The Coomb volcanic formation occupies much of the south-west of the Wrekin terrane and its associated inliers. The sequence is the most recent suite of Neoproterozoic rocks identified in southern Britain. The formation consists of over 1000 m of sediments deposited in a subaqueous environment (in contrast to the subaerial Uriconian). Explosive ash-flow tuffs mark the initial phase of deposition followed by rhyolite flows and domes. Bimodal deposition followed with lavas, minor intrusions, ash-flows and volcaniclastic rocks with some ash-flows exhibiting Ediacaran body fossils. The geochemistry notes that fractional crystallisation process within the magma chamber links the lavas with the tuffs and gives intra-plate as well as subduction geochemical signatures.

===Warren House formation===

The Malvern Hills represent another depositional environment for late Neoproterozoic sedimentation with the Warren House Formation being in thrust contact with the Malvern complex. The Warren House Formation is composed of pillow basalts, intermediate lavas, altered rhyolites and welded and non-welded acid tuffs with evidence to suggest that they are linked via fractional crystallisation. U-Pb zircon dating gives an age of 566 Ma+/-2 Ma.

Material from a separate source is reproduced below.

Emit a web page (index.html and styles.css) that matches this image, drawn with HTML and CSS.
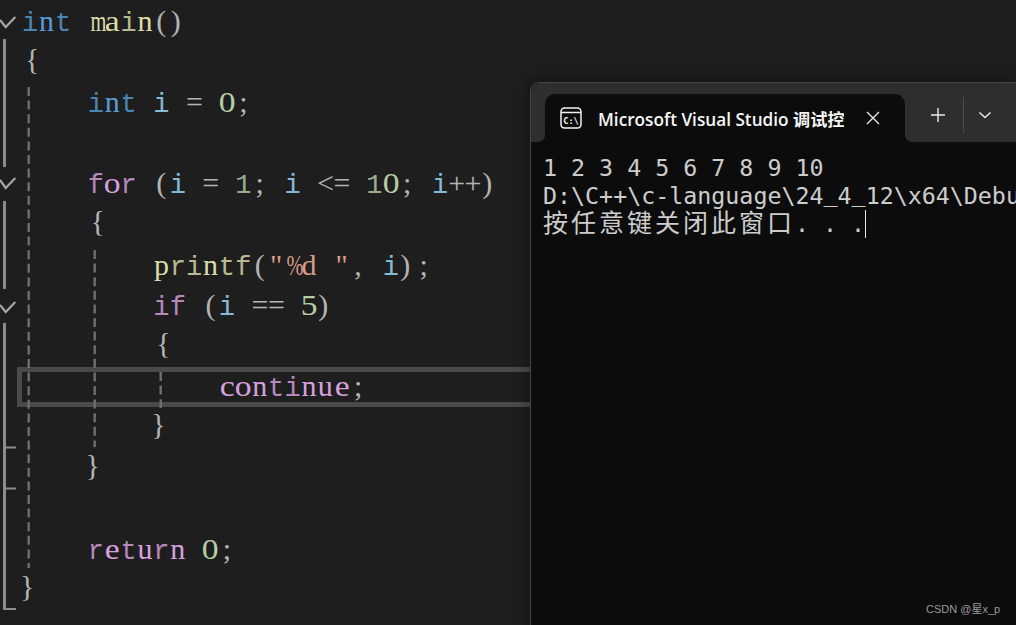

The geochemical signature from this sequence is contrasting to that of the rest of the Wrekin Terrane being of a volcanic arc formed on oceanic or on thin, immature continental crust.

===Longmyndian supergroup===

The supergroup consists of c.6000 m of sedimentary rocks with varying facies from basinal and distal turbidite to deltaic and fluviatile successions which exhibits a generally regressive sequence. The Longmyndian is separated into two main depositionally distinguishable units: the Stretton Group and the Wentnor Group. The succession is geographically positioned between the Pontesford–Linley fault system and the Church Stretton fault system which has been folded, possibly during the late Neoproterozoic, and is inferred to gently plunge to the south. The succession is predominantly siliciclastic but with minor intrusions noted. A basal age (from a bentonite horizon) of the Stretton Group is given as 555.9 Ma+/-3.5 Ma.

===Palaeontology===

The Wrekin terrane contains abundant evidence of Ediacara fauna which include the body fossil taxa Beltanelliformis brunsae and B. minutae. The body fossil Arumberia is also noted to be present in the Lightspout Formation of the Stretton Group.